▸ GOAL
Of all the lines in the data below, how many contain "styles"? Report that number alone.

▸ RECORDED DATA

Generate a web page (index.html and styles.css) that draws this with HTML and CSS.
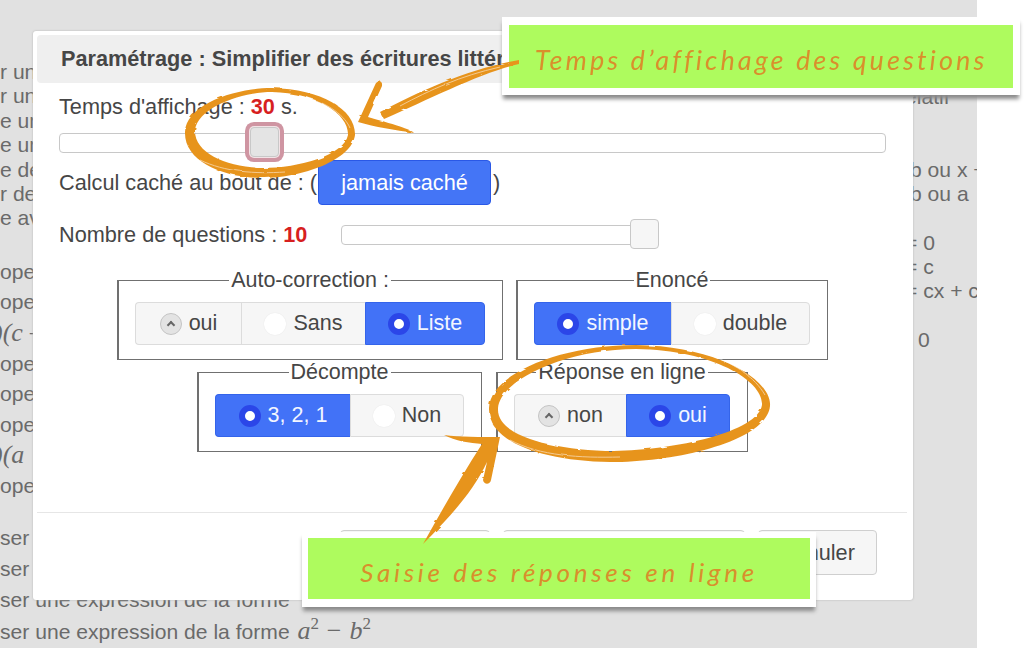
FILE: index.html
```html
<!DOCTYPE html>
<html lang="fr">
<head>
  <meta charset="UTF-8" />
  <meta name="viewport" content="width=device-width, initial-scale=1.0"/>
  <title>Paramétrage</title>
  <link rel="stylesheet" href="styles.css">
</head>
<body>
  <div class="page">

    <!-- page behind the modal -->
    <div class="backdrop">
      <div class="col-left">
        <div class="group-a">
          <div>r une</div>
          <div>r une</div>
          <div>e une</div>
          <div>e une</div>
          <div>e des</div>
          <div>r des</div>
          <div>e avec</div>
        </div>
        <div class="group-b">
          <div>ope</div>
          <div>ope</div>
          <div><i class="math math-cut">)(c</i> +</div>
          <div>ope</div>
          <div>ope</div>
          <div>ope</div>
          <div><i class="math math-cut">)(a</i></div>
          <div>ope</div>
        </div>
        <div class="group-c">
          <div>ser une</div>
          <div>ser une</div>
          <div>ser une expression de la forme</div>
          <div>ser une expression de la forme <i class="math">a<sup>2</sup></i> <span class="math">−</span> <i class="math">b<sup>2</sup></i></div>
        </div>
      </div>
      <div class="col-right">
        <div>elatif</div>
        <div>&nbsp;</div>
        <div>&nbsp;</div>
        <div class="nudge">b ou x +</div>
        <div class="nudge">b ou a</div>
        <div>&nbsp;</div>
        <div>= 0</div>
        <div>= c</div>
        <div>= cx + c</div>
        <div>&nbsp;</div>
        <div class="nudge-more">0</div>
      </div>
    </div>

    <!-- modal -->
    <div class="modal">
      <div class="modal-title">Paramétrage : Simplifier des écritures littérales</div>
      <div class="modal-body">
        <div class="field-label">Temps d'affichage : <b class="value">30</b> s.</div>
        <div class="track track-wide">
          <span class="handle handle-focus"></span>
        </div>
        <div class="hide-row">Calcul caché au bout de : (<button class="btn-blue">jamais caché</button>)</div>
        <div class="count-row">
          <div class="field-label">Nombre de questions : <b class="value">10</b></div>
          <div class="track track-short">
            <span class="handle handle-end"></span>
          </div>
        </div>

        <div class="sets sets-first">
          <fieldset>
            <legend>Auto-correction :</legend>
            <div class="segs segs-auto">
              <label class="seg"><span class="radio-up"></span>oui</label>
              <label class="seg"><span class="radio"></span>Sans</label>
              <label class="seg on"><span class="radio-on"></span>Liste</label>
            </div>
          </fieldset>
          <fieldset>
            <legend>Enoncé</legend>
            <div class="segs segs-enonce">
              <label class="seg on"><span class="radio-on"></span>simple</label>
              <label class="seg"><span class="radio"></span>double</label>
            </div>
          </fieldset>
        </div>
        <div class="sets sets-second">
          <fieldset>
            <legend>Décompte</legend>
            <div class="segs segs-decompte">
              <label class="seg on"><span class="radio-on"></span>3, 2, 1</label>
              <label class="seg"><span class="radio"></span>Non</label>
            </div>
          </fieldset>
          <fieldset>
            <legend>Réponse en ligne</legend>
            <div class="segs segs-reponse">
              <label class="seg"><span class="radio-up"></span>non</label>
              <label class="seg on"><span class="radio-on"></span>oui</label>
            </div>
          </fieldset>
        </div>
      </div>
      <div class="modal-footer">
        <button class="btn btn-1"></button>
        <button class="btn btn-2"></button>
        <button class="btn btn-3">Annuler</button>
      </div>
    </div>

    <!-- annotations pasted on top -->
    <div class="note note-top">Temps d’affichage des questions</div>
    <div class="note note-bottom">Saisie des réponses en ligne</div>

    <svg class="strokes" width="1024" height="648" viewBox="0 0 1024 648">
      <defs>
        <filter id="brush" x="-5%" y="-5%" width="110%" height="110%">
          <feTurbulence type="fractalNoise" baseFrequency="0.07 0.16" numOctaves="2" seed="4"/>
          <feDisplacementMap in="SourceGraphic" scale="2.5"/>
        </filter>
      </defs>
      <g filter="url(#brush)">
        <g fill="#e7941f" fill-rule="evenodd">
          <!-- circle round the first slider -->
          <path d="M185,132 C186,104 236,88 272,88 C322,89 356,110 355,135 C352,160 302,178 262,178 C220,177 184,160 185,132 Z
                   M195,130 C198,107 242,92 272,92 C317,93 349,114 348,135 C344,155 300,168 262,168 C226,167 194,153 195,130 Z"/>
          <!-- arrow to the first slider -->
          <path d="M358,122 L375,85 C377,80 383,80 382,86 L368,117 C400,126 412,130 414,133 C395,130 375,127 358,122 Z"/>
          <path d="M380,112 C420,91 468,69 519,60 L519,64 C480,73 430,99 384,119 Z"/>
          <!-- circle round the answer buttons -->
          <path d="M489,408 C490,374 560,345 636,345 C718,346 772,380 770,406 C767,440 680,462 610,462 C542,461 488,442 489,408 Z
                   M498,408 C500,380 566,349 636,349 C715,350 764,382 762,405 C758,432 675,450 614,451 C552,450 496,436 498,408 Z"/>
          <!-- arrow to the answer buttons -->
          <path d="M500,437 C480,437 460,437 444,435 C455,441 470,443 482,444 C462,475 442,510 423,544 C452,515 474,490 487,462 L483,480 C484,485 490,485 491,480 Z"/>
        </g>
        <g fill="none" stroke="#fff" stroke-width="1" opacity=".5">
          <path d="M200,160 C225,172 255,174 285,172"/>
          <path d="M300,96 C330,102 346,118 350,128"/>
          <path d="M510,440 C540,456 580,458 620,457"/>
          <path d="M700,352 C735,362 755,378 765,395"/>
          <path d="M400,106 C430,90 460,76 500,67"/>
        </g>
      </g>
    </svg>
  </div>
</body>
</html>
```

FILE: styles.css
```css
body {
  margin: 0;
  font-family: 'Liberation Sans', Arial, sans-serif;
  background: #fff;
}

.page {
  position: relative;
  width: 1024px;
  height: 648px;
  overflow: hidden;
  filter: blur(0.35px);
}

/* Page behind */
.backdrop {
  display: flex;
  width: 977px;
  height: 648px;
  overflow: hidden;
  background: #e1e1e1;
  color: #6a6a6a;
  font-size: 21.1px;
  white-space: nowrap;
}

.col-left {
  width: 905px;
  flex-shrink: 0;
  padding-top: 60px;
}

.col-left .group-a div {
  height: 24.4px;
  line-height: 24.4px;
}

.group-b {
  margin-top: 26px;
}

.group-b div {
  height: 30.6px;
  line-height: 30.6px;
}

.group-c {
  margin-top: 21px;
}

.group-c div {
  height: 31px;
  line-height: 31px;
}

.math {
  font-family: 'Liberation Serif', serif;
  font-size: 26px;
  margin-left: 2px;
}

.math-cut {
  margin-left: -6px;
}

.math sup {
  font-size: 17px;
  font-style: normal;
  line-height: 0;
}

.col-right {
  padding-top: 85px;
}

.col-right div {
  height: 24.3px;
  line-height: 24.3px;
}

.col-right .nudge {
  padding-left: 5px;
}

.col-right .nudge-more {
  padding-left: 13px;
}

/* Modal */
.modal {
  position: absolute;
  top: 31px;
  left: 33px;
  width: 880px;
  height: 569px;
  box-sizing: border-box;
  display: flex;
  flex-direction: column;
  padding: 4px;
  background: #fff;
  border-radius: 3px;
  box-shadow: 0 0 2px #aaa;
  color: #464646;
  font-size: 21.7px;
}

.modal-title {
  height: 48px;
  line-height: 48px;
  padding-left: 24px;
  border-radius: 4px;
  background: #efefef;
  font-weight: bold;
  white-space: nowrap;
  overflow: hidden;
}

.modal-body {
  flex: 1;
  padding: 12px 24px 0 22px;
}

.field-label {
  line-height: 24px;
}

.value {
  color: #d71f1f;
}

.track {
  position: relative;
  box-sizing: border-box;
  height: 20px;
  background: #fff;
  border: 1px solid #c8c8c8;
  border-radius: 4px;
}

.track-wide {
  margin-top: 14px;
  width: 827px;
}

.track-short {
  width: 304px;
}

.handle {
  position: absolute;
  box-sizing: border-box;
  top: -7px;
  width: 29px;
  height: 30px;
  background: #f6f6f6;
  border: 1px solid #c8c8c8;
  border-radius: 4px;
}

.handle-focus {
  left: 23%;
  background: #e4e4e4;
  box-shadow: 0 0 0 1px #f3e3e6, 0 0 0 5px #cf95a2;
}

.handle-end {
  right: -15px;
}

.hide-row {
  display: flex;
  align-items: center;
  margin-top: 7px;
  height: 45px;
  white-space: pre;
}

.btn-blue {
  box-sizing: border-box;
  width: 173px;
  height: 45px;
  margin-left: 1px;
  margin-right: 2px;
  background: #4475f6;
  border: 1px solid #2a58e6;
  border-radius: 4px;
  color: #fff;
  font: inherit;
}

.count-row {
  display: flex;
  align-items: center;
  margin-top: 16px;
  height: 28px;
  white-space: pre;
}

.count-row .track {
  margin-left: 34px;
}

.sets {
  display: flex;
  justify-content: center;
  margin-left: 1px;
}

.sets-first {
  margin-top: 21px;
  gap: 13px;
}

.sets-second {
  margin-top: 2px;
  gap: 14px;
}

fieldset {
  margin: 0;
  padding: 11px 17px 14px 16px;
  border: 1px solid #707070;
  border-left-width: 2px;
  min-width: 0;
}

legend {
  margin: 0 auto;
  padding: 0 2px;
  line-height: 21px;
  font-size: 21.5px;
}

/* Segmented radios */
.segs {
  display: grid;
  height: 43px;
}

.segs-auto { grid-template-columns: 106px 124px 120px; }
.segs-enonce { grid-template-columns: 137px 139px; }
.segs-decompte { grid-template-columns: 135px 114px; }
.segs-reponse { grid-template-columns: 112px 104px; }

.seg {
  display: flex;
  align-items: center;
  justify-content: center;
  gap: 7px;
  background: #f6f6f6;
  border: 1px solid #dcdcdc;
  border-right-width: 0;
  font-size: 21.5px;
}

.seg:first-child {
  border-radius: 4px 0 0 4px;
}

.seg:last-child {
  border-right-width: 1px;
  border-radius: 0 4px 4px 0;
}

.seg.on {
  background: #4272f7;
  border-color: #3464ea;
  color: #f3f6ff;
}

.radio,
.radio-on,
.radio-up {
  position: relative;
  box-sizing: border-box;
  width: 22px;
  height: 22px;
  border-radius: 50%;
}

.radio {
  background: #fff;
  box-shadow: 0 0 1px #ddd;
}

.radio-on {
  background: #fff;
  border: 6px solid #2b46e8;
}

.radio-up {
  background: #e3e3e3;
  border: 1px solid #c4c4c4;
}

.radio-up::after {
  content: "";
  position: absolute;
  top: 8px;
  left: 7px;
  width: 6px;
  height: 6px;
  border-top: 2px solid #666;
  border-left: 2px solid #666;
  transform: rotate(45deg);
  box-sizing: border-box;
}

/* Footer */
.modal-footer {
  display: flex;
  justify-content: flex-end;
  gap: 13px;
  padding: 17px 30px 21px 0;
  border-top: 1px solid #e6e6e6;
  margin-right: 2px;
}

.btn {
  box-sizing: border-box;
  height: 45px;
  background: #f6f6f6;
  border: 1px solid #cfcfcf;
  border-radius: 4px;
  color: #464646;
  font: inherit;
}

.btn-1 { width: 150px; }
.btn-2 { width: 242px; }
.btn-3 { width: 119px; }

/* Notes */
.note {
  position: absolute;
  box-sizing: border-box;
  display: flex;
  align-items: center;
  justify-content: center;
  padding-top: 6px;
  background: #aefb5e;
  border: solid #fff;
  box-shadow: 0 5px 4px -1px #8a8a8a;
  color: #d98f2c;
  font-family: Lato, sans-serif;
  font-style: italic;
  white-space: nowrap;
}

.note-top {
  top: 17px;
  left: 502px;
  width: 518px;
  height: 78px;
  border-width: 8px 7px 7px 7px;
  font-size: 27px;
  letter-spacing: 3.1px;
}

.note-bottom {
  top: 532px;
  left: 302px;
  width: 514px;
  height: 75px;
  border-width: 6px 6px 8px 6px;
  font-size: 26px;
  letter-spacing: 3.7px;
}

.strokes {
  position: absolute;
  top: 0;
  left: 0;
}
```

▸ EXERCISE SOLUTION
3